• _Stated goal_: Return all the data below as it stands, minus the pictures.

• _Given data_:
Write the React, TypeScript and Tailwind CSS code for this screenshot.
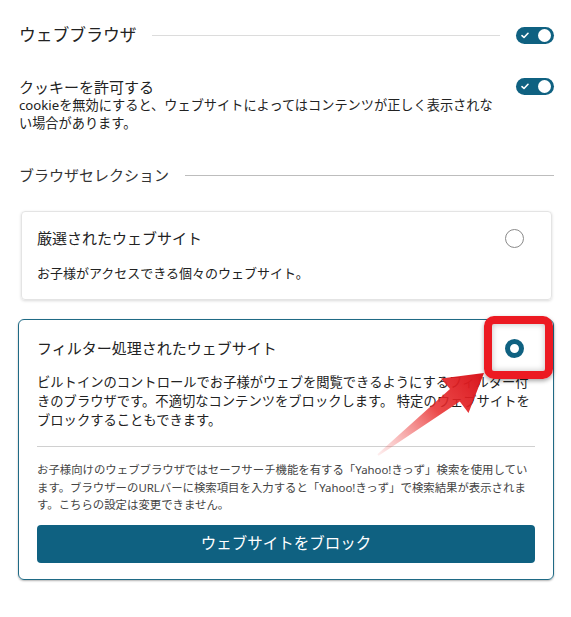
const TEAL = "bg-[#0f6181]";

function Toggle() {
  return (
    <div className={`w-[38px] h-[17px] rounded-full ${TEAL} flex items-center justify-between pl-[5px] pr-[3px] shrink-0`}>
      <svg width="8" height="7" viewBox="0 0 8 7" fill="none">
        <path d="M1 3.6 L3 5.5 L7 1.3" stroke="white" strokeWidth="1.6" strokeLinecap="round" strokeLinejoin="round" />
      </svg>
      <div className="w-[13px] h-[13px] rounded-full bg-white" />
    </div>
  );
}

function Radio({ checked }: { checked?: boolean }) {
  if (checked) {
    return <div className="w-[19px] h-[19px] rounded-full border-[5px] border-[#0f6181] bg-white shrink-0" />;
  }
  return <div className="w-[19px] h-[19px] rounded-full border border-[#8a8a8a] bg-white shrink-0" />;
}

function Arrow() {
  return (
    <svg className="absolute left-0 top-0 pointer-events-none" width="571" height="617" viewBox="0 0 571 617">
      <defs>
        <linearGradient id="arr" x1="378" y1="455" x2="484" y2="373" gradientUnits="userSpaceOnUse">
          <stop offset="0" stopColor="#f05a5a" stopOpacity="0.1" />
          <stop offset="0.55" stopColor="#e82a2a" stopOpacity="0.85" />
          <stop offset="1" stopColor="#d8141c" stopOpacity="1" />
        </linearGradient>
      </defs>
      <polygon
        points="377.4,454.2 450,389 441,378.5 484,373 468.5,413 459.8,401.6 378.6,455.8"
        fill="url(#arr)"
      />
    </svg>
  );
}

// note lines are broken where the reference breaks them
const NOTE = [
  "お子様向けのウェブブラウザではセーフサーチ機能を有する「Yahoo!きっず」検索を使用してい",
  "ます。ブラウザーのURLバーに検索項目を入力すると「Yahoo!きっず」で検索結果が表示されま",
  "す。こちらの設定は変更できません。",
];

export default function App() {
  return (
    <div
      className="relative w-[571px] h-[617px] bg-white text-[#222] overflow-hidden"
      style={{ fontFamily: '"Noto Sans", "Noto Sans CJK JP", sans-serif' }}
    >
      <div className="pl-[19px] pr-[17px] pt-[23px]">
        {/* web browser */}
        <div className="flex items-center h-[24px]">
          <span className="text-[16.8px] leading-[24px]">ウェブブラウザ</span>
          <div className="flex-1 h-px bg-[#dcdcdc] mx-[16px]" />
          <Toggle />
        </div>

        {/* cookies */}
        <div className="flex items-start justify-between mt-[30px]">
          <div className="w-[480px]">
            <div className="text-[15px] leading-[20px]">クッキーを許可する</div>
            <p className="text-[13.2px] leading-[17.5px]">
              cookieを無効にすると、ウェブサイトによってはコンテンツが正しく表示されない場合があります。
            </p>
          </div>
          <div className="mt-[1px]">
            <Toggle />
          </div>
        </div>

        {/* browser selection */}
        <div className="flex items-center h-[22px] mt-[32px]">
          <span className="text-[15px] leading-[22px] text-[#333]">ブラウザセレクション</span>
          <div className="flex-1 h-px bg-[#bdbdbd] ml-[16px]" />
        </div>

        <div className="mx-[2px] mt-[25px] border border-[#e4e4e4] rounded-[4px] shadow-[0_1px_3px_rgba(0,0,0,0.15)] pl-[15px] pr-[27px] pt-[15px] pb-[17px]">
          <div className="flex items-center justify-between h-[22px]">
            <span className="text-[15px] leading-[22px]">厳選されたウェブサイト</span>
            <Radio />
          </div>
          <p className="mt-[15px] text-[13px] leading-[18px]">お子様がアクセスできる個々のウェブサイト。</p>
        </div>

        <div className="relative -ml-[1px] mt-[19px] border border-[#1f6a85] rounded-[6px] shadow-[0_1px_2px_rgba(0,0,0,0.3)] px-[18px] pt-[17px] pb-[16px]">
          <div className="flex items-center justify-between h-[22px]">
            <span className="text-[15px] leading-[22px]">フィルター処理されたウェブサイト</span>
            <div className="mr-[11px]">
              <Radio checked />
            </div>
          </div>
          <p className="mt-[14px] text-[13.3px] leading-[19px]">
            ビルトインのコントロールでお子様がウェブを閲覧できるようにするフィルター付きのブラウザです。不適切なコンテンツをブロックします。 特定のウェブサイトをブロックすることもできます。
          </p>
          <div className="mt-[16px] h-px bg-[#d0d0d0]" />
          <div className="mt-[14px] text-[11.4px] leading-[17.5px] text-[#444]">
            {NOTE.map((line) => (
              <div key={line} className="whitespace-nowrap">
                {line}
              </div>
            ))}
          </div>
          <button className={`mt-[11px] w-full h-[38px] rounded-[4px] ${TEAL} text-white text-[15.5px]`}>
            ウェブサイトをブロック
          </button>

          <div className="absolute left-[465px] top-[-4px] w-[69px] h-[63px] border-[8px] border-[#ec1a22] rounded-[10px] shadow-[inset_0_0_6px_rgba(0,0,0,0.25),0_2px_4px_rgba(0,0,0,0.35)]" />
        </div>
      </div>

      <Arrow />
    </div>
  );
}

• _Exercise result_:
Write the React, TypeScript and Tailwind CSS code for this screenshot.
const TEAL = "bg-[#0f6181]";

function Toggle() {
  return (
    <div className={`w-[38px] h-[17px] rounded-full ${TEAL} flex items-center justify-between pl-[5px] pr-[3px] shrink-0`}>
      <svg width="8" height="7" viewBox="0 0 8 7" fill="none">
        <path d="M1 3.6 L3 5.5 L7 1.3" stroke="white" strokeWidth="1.6" strokeLinecap="round" strokeLinejoin="round" />
      </svg>
      <div className="w-[13px] h-[13px] rounded-full bg-white" />
    </div>
  );
}

function Radio({ checked }: { checked?: boolean }) {
  if (checked) {
    return <div className="w-[19px] h-[19px] rounded-full border-[5px] border-[#0f6181] bg-white shrink-0" />;
  }
  return <div className="w-[19px] h-[19px] rounded-full border border-[#8a8a8a] bg-white shrink-0" />;
}

function Arrow() {
  return (
    <svg className="absolute left-0 top-0 pointer-events-none" width="571" height="617" viewBox="0 0 571 617">
      <defs>
        <linearGradient id="arr" x1="378" y1="455" x2="484" y2="373" gradientUnits="userSpaceOnUse">
          <stop offset="0" stopColor="#f05a5a" stopOpacity="0.1" />
          <stop offset="0.55" stopColor="#e82a2a" stopOpacity="0.85" />
          <stop offset="1" stopColor="#d8141c" stopOpacity="1" />
        </linearGradient>
      </defs>
      <polygon
        points="377.4,454.2 450,389 441,378.5 484,373 468.5,413 459.8,401.6 378.6,455.8"
        fill="url(#arr)"
      />
    </svg>
  );
}

// note lines are broken where the reference breaks them
const NOTE = [
  "お子様向けのウェブブラウザではセーフサーチ機能を有する「Yahoo!きっず」検索を使用してい",
  "ます。ブラウザーのURLバーに検索項目を入力すると「Yahoo!きっず」で検索結果が表示されま",
  "す。こちらの設定は変更できません。",
];

export default function App() {
  return (
    <div
      className="relative w-[571px] h-[617px] bg-white text-[#222] overflow-hidden"
      style={{ fontFamily: '"Noto Sans", "Noto Sans CJK JP", sans-serif' }}
    >
      <div className="pl-[19px] pr-[17px] pt-[23px]">
        {/* web browser */}
        <div className="flex items-center h-[24px]">
          <span className="text-[16.8px] leading-[24px]">ウェブブラウザ</span>
          <div className="flex-1 h-px bg-[#dcdcdc] mx-[16px]" />
          <Toggle />
        </div>

        {/* cookies */}
        <div className="flex items-start justify-between mt-[30px]">
          <div className="w-[480px]">
            <div className="text-[15px] leading-[20px]">クッキーを許可する</div>
            <p className="text-[13.2px] leading-[17.5px]">
              cookieを無効にすると、ウェブサイトによってはコンテンツが正しく表示されない場合があります。
            </p>
          </div>
          <div className="mt-[1px]">
            <Toggle />
          </div>
        </div>

        {/* browser selection */}
        <div className="flex items-center h-[22px] mt-[32px]">
          <span className="text-[15px] leading-[22px] text-[#333]">ブラウザセレクション</span>
          <div className="flex-1 h-px bg-[#bdbdbd] ml-[16px]" />
        </div>

        <div className="mx-[2px] mt-[25px] border border-[#e4e4e4] rounded-[4px] shadow-[0_1px_3px_rgba(0,0,0,0.15)] pl-[15px] pr-[27px] pt-[15px] pb-[17px]">
          <div className="flex items-center justify-between h-[22px]">
            <span className="text-[15px] leading-[22px]">厳選されたウェブサイト</span>
            <Radio />
          </div>
          <p className="mt-[15px] text-[13px] leading-[18px]">お子様がアクセスできる個々のウェブサイト。</p>
        </div>

        <div className="relative -ml-[1px] mt-[19px] border border-[#1f6a85] rounded-[6px] shadow-[0_1px_2px_rgba(0,0,0,0.3)] px-[18px] pt-[17px] pb-[16px]">
          <div className="flex items-center justify-between h-[22px]">
            <span className="text-[15px] leading-[22px]">フィルター処理されたウェブサイト</span>
            <div className="mr-[11px]">
              <Radio checked />
            </div>
          </div>
          <p className="mt-[14px] text-[13.3px] leading-[19px]">
            ビルトインのコントロールでお子様がウェブを閲覧できるようにするフィルター付きのブラウザです。不適切なコンテンツをブロックします。 特定のウェブサイトをブロックすることもできます。
          </p>
          <div className="mt-[16px] h-px bg-[#d0d0d0]" />
          <div className="mt-[14px] text-[11.4px] leading-[17.5px] text-[#444]">
            {NOTE.map((line) => (
              <div key={line} className="whitespace-nowrap">
                {line}
              </div>
            ))}
          </div>
          <button className={`mt-[11px] w-full h-[38px] rounded-[4px] ${TEAL} text-white text-[15.5px]`}>
            ウェブサイトをブロック
          </button>

          <div className="absolute left-[465px] top-[-4px] w-[69px] h-[63px] border-[8px] border-[#ec1a22] rounded-[10px] shadow-[inset_0_0_6px_rgba(0,0,0,0.25),0_2px_4px_rgba(0,0,0,0.35)]" />
        </div>
      </div>

      <Arrow />
    </div>
  );
}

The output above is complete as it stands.